Striving for top 20; what do rankings translate to?
The Crown Prince and Senior Minister at the Prime Minister’s Office His Royal Highness Prince Haji Al-Muhtadee Billah ibni Kebawah Duli Yang Maha Mulia Paduka Seri Baginda Sultan Haji Hassanal Bolkiah Mu’izzaddin Waddaulah, as the Chairman of PENGGERAK – a delivery unit that identifies and ensures key areas needed for the nation’s progress are implemented by the government – has overseen and steered Brunei’s reform agenda.
His Majesty Sultan Haji Hassanal Bolkiah Mu’izzaddin Waddaulah ibni Al-Marhum Sultan Haji Omar ‘Ali Saifuddien Sa’adul Khairi Waddien, the Sultan and Yang Di-Pertuan of Brunei Darussalam’s recent titah in conjunction with his 71st birthday also reiterated the need for greater collaboration between the country’s private and public sectors in driving the nation’s economic growth and creating a pro-business environment.
The Doing Business rankings primarily reflect the environment that domestic businesses operate in – however, the Minister of Energy and Industry has credited the recent influx of large-scale foreign direct investment (FDI) into Brunei to also be reflective of continuous improvements in the rankings, by giving foreign companies the confidence to invest in the Sultanate. According to statistics from the Economic Planning and Development Department at the Prime Minister’s Office, FDI in activities other than oil and gas has risen from 2% of the total in 2012 to 32% in 2015.

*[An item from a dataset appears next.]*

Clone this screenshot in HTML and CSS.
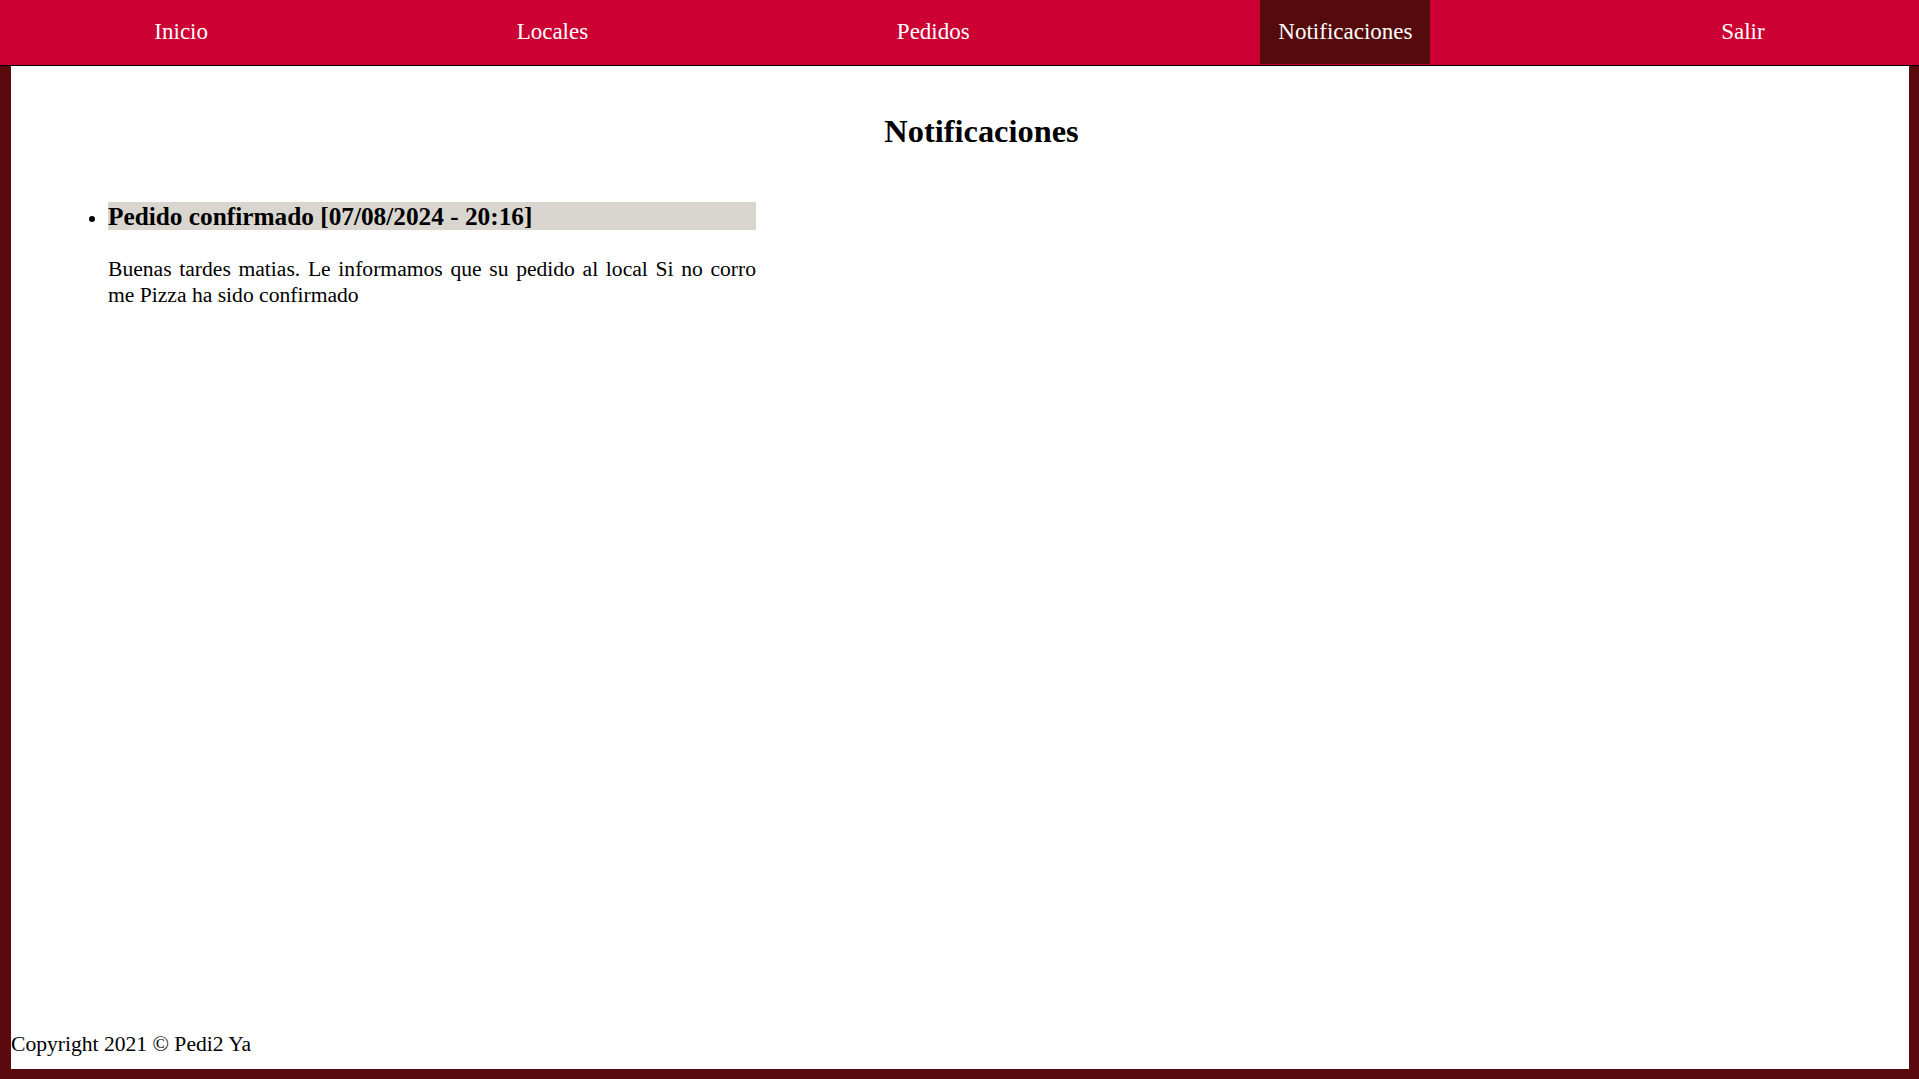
FILE: index.html
```html
<!DOCTYPE html>
<html lang="es">
<head>
<meta charset="utf-8">
<title>Notificaciones</title>
<link rel="stylesheet" href="styles.css">
</head>
<body>
<nav class="nav">
  <a class="nav-item" href="#">Inicio</a>
  <a class="nav-item" href="#">Locales</a>
  <a class="nav-item" href="#">Pedidos</a>
  <a class="nav-item active" href="#">Notificaciones</a>
  <a class="nav-item" href="#">Salir</a>
</nav>
<div class="page">
  <main class="main">
    <h2 class="title">Notificaciones</h2>
    <ul class="list">
      <li class="notif">
        <h3 class="notif-title">Pedido confirmado [07/08/2024 - 20:16]</h3>
        <p class="notif-text">Buenas tardes matias. Le informamos que su pedido al local Si no corro me Pizza ha sido confirmado</p>
      </li>
    </ul>
  </main>
  <footer class="footer">Copyright 2021 © Pedi2 Ya</footer>
</div>
</body>
</html>
```
FILE: styles.css
```css
html, body {
  margin: 0;
  padding: 0;
  height: 100%;
}
body {
  background: #5a0a0e;
  font-family: "Liberation Serif", "Times New Roman", serif;
  font-size: 21.6px;
  color: #000;
  display: flex;
  flex-direction: column;
}
.nav {
  display: flex;
  justify-content: space-around;
  align-items: flex-start;
  height: 65px;
  background: #cc0033;
  border-bottom: 1px solid #000;
  flex: none;
}
.nav-item {
  height: 64px;
  line-height: 63px;
  padding: 0 18px;
  color: #fff;
  text-decoration: none;
  font-size: 23px;
}
.nav-item.active {
  background: #550a0c;
}
.page {
  flex: 1;
  background: #fff;
  margin: 0 10px 10px 11px;
  display: flex;
  flex-direction: column;
}
.main {
  flex: 1;
}
.title {
  margin: 47px 0 0 43px;
  text-align: center;
  font-size: 32.4px;
  font-weight: bold;
  line-height: 37px;
}
.list {
  margin: 52px 0 0 0;
  padding-left: 97px;
  width: 648px;
}
.notif-title {
  margin: 0;
  background: #d9d6d0;
  font-size: 25.3px;
  line-height: 28px;
  font-weight: bold;
}
.notif-text {
  margin: 26px 0 0 0;
  text-align: justify;
  line-height: 26px;
}
.footer {
  line-height: 25px;
  padding-bottom: 12px;
}
```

More recently, Brunei’s economy has expanded by 0.7 per cent year-on-year in the second quarter of 2017, driven by stronger domestic demand, particularly in the capital expenditure of the private sector as well as government consumption expenditure, which grew by 28.5 per cent and 23.5 per cent, respectively. This reflects the investment in capitals is increasing with entries of Foreign Direct Investments into the Sultanate.